[Start Data]
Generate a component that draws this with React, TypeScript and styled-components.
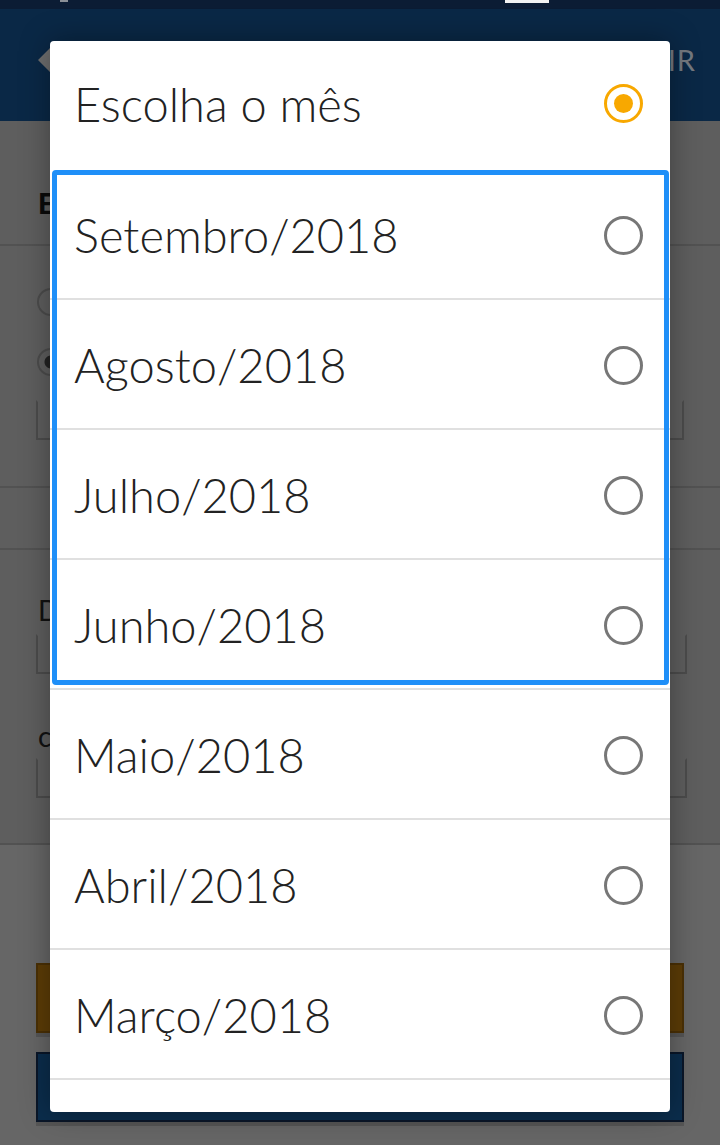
import React from 'react';
import styled, { createGlobalStyle } from 'styled-components';

const GlobalStyle = createGlobalStyle`
  html, body {
    margin: 0;
    padding: 0;
    background: #666666;
  }
  body {
    font-family: Lato, 'Open Sans', sans-serif;
  }
`;

const months = [
  'Setembro/2018',
  'Agosto/2018',
  'Julho/2018',
  'Junho/2018',
  'Maio/2018',
  'Abril/2018',
  'Março/2018',
];

const Screen = styled.div`
  position: relative;
  width: 720px;
  height: 1145px;
  overflow: hidden;
  background: #666666;
`;

const StatusBar = styled.div`
  height: 9px;
  background: #0b1c34;
  display: flex;
  align-items: flex-start;
  padding-left: 60px;
  gap: 437px;

  span {
    display: block;
    width: 8px;
    height: 2px;
    background: #8a8f96;
  }
  span + span {
    width: 44px;
    height: 3px;
    background: #f2f2f2;
  }
`;

const Header = styled.header`
  height: 112px;
  background: #0a2846;
  display: flex;
  align-items: center;
  justify-content: space-between;
  padding: 0 24px 0 38px;
  color: #74797f;
  font-size: 29px;
`;

const BackIcon = styled.svg`
  width: 30px;
  height: 24px;
  margin-top: -10px;
`;

const HeaderAction = styled.span`
  margin-top: -12px;
  letter-spacing: 1px;
`;

const Card = styled.section`
  background: #5e5e5e;
  border-bottom: 2px solid #525252;
  height: 724px;
  box-sizing: border-box;
`;

const CardTitle = styled.h2`
  margin: 0;
  height: 125px;
  box-sizing: border-box;
  padding: 68px 0 0 38px;
  font-size: 28px;
  line-height: 28px;
  font-weight: 900;
  color: #0a0a0a;
  border-bottom: 2px solid #525252;
`;

const Block = styled.div<{ $h: number }>`
  height: ${({ $h }) => $h}px;
  box-sizing: border-box;
  padding: 0 36px;
  border-bottom: 2px solid #525252;
  display: flex;
  flex-direction: column;
`;

const GhostRadio = styled.span<{ $on?: boolean }>`
  width: 24px;
  height: 24px;
  border: 2px solid #4c4c4c;
  border-radius: 50%;
  margin: 0 0 0 1px;
  background: ${({ $on }) => ($on ? 'radial-gradient(circle, #222 0 6px, transparent 7px)' : 'transparent')};
`;

const GhostInput = styled.div<{ $w: number; $h: number }>`
  width: ${({ $w }) => $w}px;
  height: ${({ $h }) => $h}px;
  border: 2px solid #4c4c4c;
  border-top-color: transparent;
  box-sizing: border-box;
`;

const GhostLabel = styled.span`
  font-size: 28px;
  line-height: 28px;
  color: #111;
  margin-left: 2px;
`;

const Lower = styled.div`
  padding: 118px 36px 0;
  display: flex;
  flex-direction: column;
  gap: 19px;
`;

const GhostButton = styled.div<{ $bg: string; $edge: string }>`
  width: 648px;
  height: 70px;
  box-sizing: border-box;
  background: ${({ $bg }) => $bg};
  border: 2px solid ${({ $edge }) => $edge};
  box-shadow: 0 4px 0 #555;
`;

const Dialog = styled.div`
  position: absolute;
  left: 50px;
  top: 41px;
  width: 620px;
  height: 1071px;
  background: #ffffff;
  border-radius: 4px;
  overflow: hidden;
  box-shadow: 0 0 30px rgba(0, 0, 0, 0.35);
`;

const TitleRow = styled.div`
  height: 129px;
  display: flex;
  align-items: center;
  justify-content: space-between;
  padding: 0 27px 0 24px;
  font-size: 47px;
  font-weight: 300;
  color: #222222;

  span {
    margin-top: -4px;
  }
`;

const Highlight = styled.div`
  position: relative;

  &::after {
    content: '';
    position: absolute;
    left: 2px;
    right: 1px;
    top: 0;
    height: 515px;
    box-sizing: border-box;
    border: 5px solid #1f8ff8;
    border-radius: 4px;
    pointer-events: none;
  }
`;

const OptionRow = styled.div`
  height: 130px;
  box-sizing: border-box;
  border-bottom: 2px solid #e0e0e0;
  display: flex;
  align-items: center;
  justify-content: space-between;
  padding: 2px 27px 0 24px;
  font-size: 47px;
  font-weight: 300;
  color: #222222;
`;

const Radio = styled.span<{ $checked?: boolean }>`
  flex: none;
  width: 39px;
  height: 39px;
  box-sizing: border-box;
  border-radius: 50%;
  border: 3px solid ${({ $checked }) => ($checked ? '#f8a800' : '#777777')};
  display: flex;
  align-items: center;
  justify-content: center;

  &::after {
    content: '';
    width: 19px;
    height: 19px;
    border-radius: 50%;
    background: ${({ $checked }) => ($checked ? '#f8a800' : 'transparent')};
  }
`;

const Option = ({ label }: { label: string }) => (
  <OptionRow>
    <span>{label}</span>
    <Radio />
  </OptionRow>
);

export default function App() {
  return (
    <Screen>
      <GlobalStyle />
      <StatusBar>
        <span />
        <span />
      </StatusBar>
      <Header>
        <BackIcon viewBox="0 0 30 24">
          <path d="M0 12 L12 0 L12 7 L30 7 L30 17 L12 17 L12 24 Z" fill="#6e6e6e" />
        </BackIcon>
        <HeaderAction>SAIR</HeaderAction>
      </Header>

      <Card>
        <CardTitle>E</CardTitle>
        <Block $h={242} style={{ paddingTop: 42, gap: 32 }}>
          <GhostRadio />
          <GhostRadio $on />
          <GhostInput $w={648} $h={40} style={{ marginTop: -8 }} />
        </Block>
        <Block $h={62} />
        <Block $h={297} style={{ borderBottom: 'none', paddingTop: 46 }}>
          <GhostLabel>D</GhostLabel>
          <GhostInput $w={651} $h={40} style={{ marginTop: 10 }} />
          <GhostLabel style={{ marginTop: 48 }}>c</GhostLabel>
          <GhostInput $w={651} $h={40} style={{ marginTop: 8 }} />
        </Block>
      </Card>

      <Lower>
        <GhostButton $bg="#5c3c06" $edge="#4a3005" />
        <GhostButton $bg="#0b2d4c" $edge="#0a1628" />
      </Lower>

      <Dialog>
        <TitleRow>
          <span>Escolha o mês</span>
          <Radio $checked />
        </TitleRow>
        <Highlight>
          {months.slice(0, 4).map((m) => (
            <Option key={m} label={m} />
          ))}
        </Highlight>
        {months.slice(4).map((m) => (
          <Option key={m} label={m} />
        ))}
      </Dialog>
    </Screen>
  );
}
[End Data]
Instructions for the task>
Copy every line above word for word and exclude the pictures.

Written response>
Generate a component that draws this with React, TypeScript and styled-components.
import React from 'react';
import styled, { createGlobalStyle } from 'styled-components';

const GlobalStyle = createGlobalStyle`
  html, body {
    margin: 0;
    padding: 0;
    background: #666666;
  }
  body {
    font-family: Lato, 'Open Sans', sans-serif;
  }
`;

const months = [
  'Setembro/2018',
  'Agosto/2018',
  'Julho/2018',
  'Junho/2018',
  'Maio/2018',
  'Abril/2018',
  'Março/2018',
];

const Screen = styled.div`
  position: relative;
  width: 720px;
  height: 1145px;
  overflow: hidden;
  background: #666666;
`;

const StatusBar = styled.div`
  height: 9px;
  background: #0b1c34;
  display: flex;
  align-items: flex-start;
  padding-left: 60px;
  gap: 437px;

  span {
    display: block;
    width: 8px;
    height: 2px;
    background: #8a8f96;
  }
  span + span {
    width: 44px;
    height: 3px;
    background: #f2f2f2;
  }
`;

const Header = styled.header`
  height: 112px;
  background: #0a2846;
  display: flex;
  align-items: center;
  justify-content: space-between;
  padding: 0 24px 0 38px;
  color: #74797f;
  font-size: 29px;
`;

const BackIcon = styled.svg`
  width: 30px;
  height: 24px;
  margin-top: -10px;
`;

const HeaderAction = styled.span`
  margin-top: -12px;
  letter-spacing: 1px;
`;

const Card = styled.section`
  background: #5e5e5e;
  border-bottom: 2px solid #525252;
  height: 724px;
  box-sizing: border-box;
`;

const CardTitle = styled.h2`
  margin: 0;
  height: 125px;
  box-sizing: border-box;
  padding: 68px 0 0 38px;
  font-size: 28px;
  line-height: 28px;
  font-weight: 900;
  color: #0a0a0a;
  border-bottom: 2px solid #525252;
`;

const Block = styled.div<{ $h: number }>`
  height: ${({ $h }) => $h}px;
  box-sizing: border-box;
  padding: 0 36px;
  border-bottom: 2px solid #525252;
  display: flex;
  flex-direction: column;
`;

const GhostRadio = styled.span<{ $on?: boolean }>`
  width: 24px;
  height: 24px;
  border: 2px solid #4c4c4c;
  border-radius: 50%;
  margin: 0 0 0 1px;
  background: ${({ $on }) => ($on ? 'radial-gradient(circle, #222 0 6px, transparent 7px)' : 'transparent')};
`;

const GhostInput = styled.div<{ $w: number; $h: number }>`
  width: ${({ $w }) => $w}px;
  height: ${({ $h }) => $h}px;
  border: 2px solid #4c4c4c;
  border-top-color: transparent;
  box-sizing: border-box;
`;

const GhostLabel = styled.span`
  font-size: 28px;
  line-height: 28px;
  color: #111;
  margin-left: 2px;
`;

const Lower = styled.div`
  padding: 118px 36px 0;
  display: flex;
  flex-direction: column;
  gap: 19px;
`;

const GhostButton = styled.div<{ $bg: string; $edge: string }>`
  width: 648px;
  height: 70px;
  box-sizing: border-box;
  background: ${({ $bg }) => $bg};
  border: 2px solid ${({ $edge }) => $edge};
  box-shadow: 0 4px 0 #555;
`;

const Dialog = styled.div`
  position: absolute;
  left: 50px;
  top: 41px;
  width: 620px;
  height: 1071px;
  background: #ffffff;
  border-radius: 4px;
  overflow: hidden;
  box-shadow: 0 0 30px rgba(0, 0, 0, 0.35);
`;

const TitleRow = styled.div`
  height: 129px;
  display: flex;
  align-items: center;
  justify-content: space-between;
  padding: 0 27px 0 24px;
  font-size: 47px;
  font-weight: 300;
  color: #222222;

  span {
    margin-top: -4px;
  }
`;

const Highlight = styled.div`
  position: relative;

  &::after {
    content: '';
    position: absolute;
    left: 2px;
    right: 1px;
    top: 0;
    height: 515px;
    box-sizing: border-box;
    border: 5px solid #1f8ff8;
    border-radius: 4px;
    pointer-events: none;
  }
`;

const OptionRow = styled.div`
  height: 130px;
  box-sizing: border-box;
  border-bottom: 2px solid #e0e0e0;
  display: flex;
  align-items: center;
  justify-content: space-between;
  padding: 2px 27px 0 24px;
  font-size: 47px;
  font-weight: 300;
  color: #222222;
`;

const Radio = styled.span<{ $checked?: boolean }>`
  flex: none;
  width: 39px;
  height: 39px;
  box-sizing: border-box;
  border-radius: 50%;
  border: 3px solid ${({ $checked }) => ($checked ? '#f8a800' : '#777777')};
  display: flex;
  align-items: center;
  justify-content: center;

  &::after {
    content: '';
    width: 19px;
    height: 19px;
    border-radius: 50%;
    background: ${({ $checked }) => ($checked ? '#f8a800' : 'transparent')};
  }
`;

const Option = ({ label }: { label: string }) => (
  <OptionRow>
    <span>{label}</span>
    <Radio />
  </OptionRow>
);

export default function App() {
  return (
    <Screen>
      <GlobalStyle />
      <StatusBar>
        <span />
        <span />
      </StatusBar>
      <Header>
        <BackIcon viewBox="0 0 30 24">
          <path d="M0 12 L12 0 L12 7 L30 7 L30 17 L12 17 L12 24 Z" fill="#6e6e6e" />
        </BackIcon>
        <HeaderAction>SAIR</HeaderAction>
      </Header>

      <Card>
        <CardTitle>E</CardTitle>
        <Block $h={242} style={{ paddingTop: 42, gap: 32 }}>
          <GhostRadio />
          <GhostRadio $on />
          <GhostInput $w={648} $h={40} style={{ marginTop: -8 }} />
        </Block>
        <Block $h={62} />
        <Block $h={297} style={{ borderBottom: 'none', paddingTop: 46 }}>
          <GhostLabel>D</GhostLabel>
          <GhostInput $w={651} $h={40} style={{ marginTop: 10 }} />
          <GhostLabel style={{ marginTop: 48 }}>c</GhostLabel>
          <GhostInput $w={651} $h={40} style={{ marginTop: 8 }} />
        </Block>
      </Card>

      <Lower>
        <GhostButton $bg="#5c3c06" $edge="#4a3005" />
        <GhostButton $bg="#0b2d4c" $edge="#0a1628" />
      </Lower>

      <Dialog>
        <TitleRow>
          <span>Escolha o mês</span>
          <Radio $checked />
        </TitleRow>
        <Highlight>
          {months.slice(0, 4).map((m) => (
            <Option key={m} label={m} />
          ))}
        </Highlight>
        {months.slice(4).map((m) => (
          <Option key={m} label={m} />
        ))}
      </Dialog>
    </Screen>
  );
}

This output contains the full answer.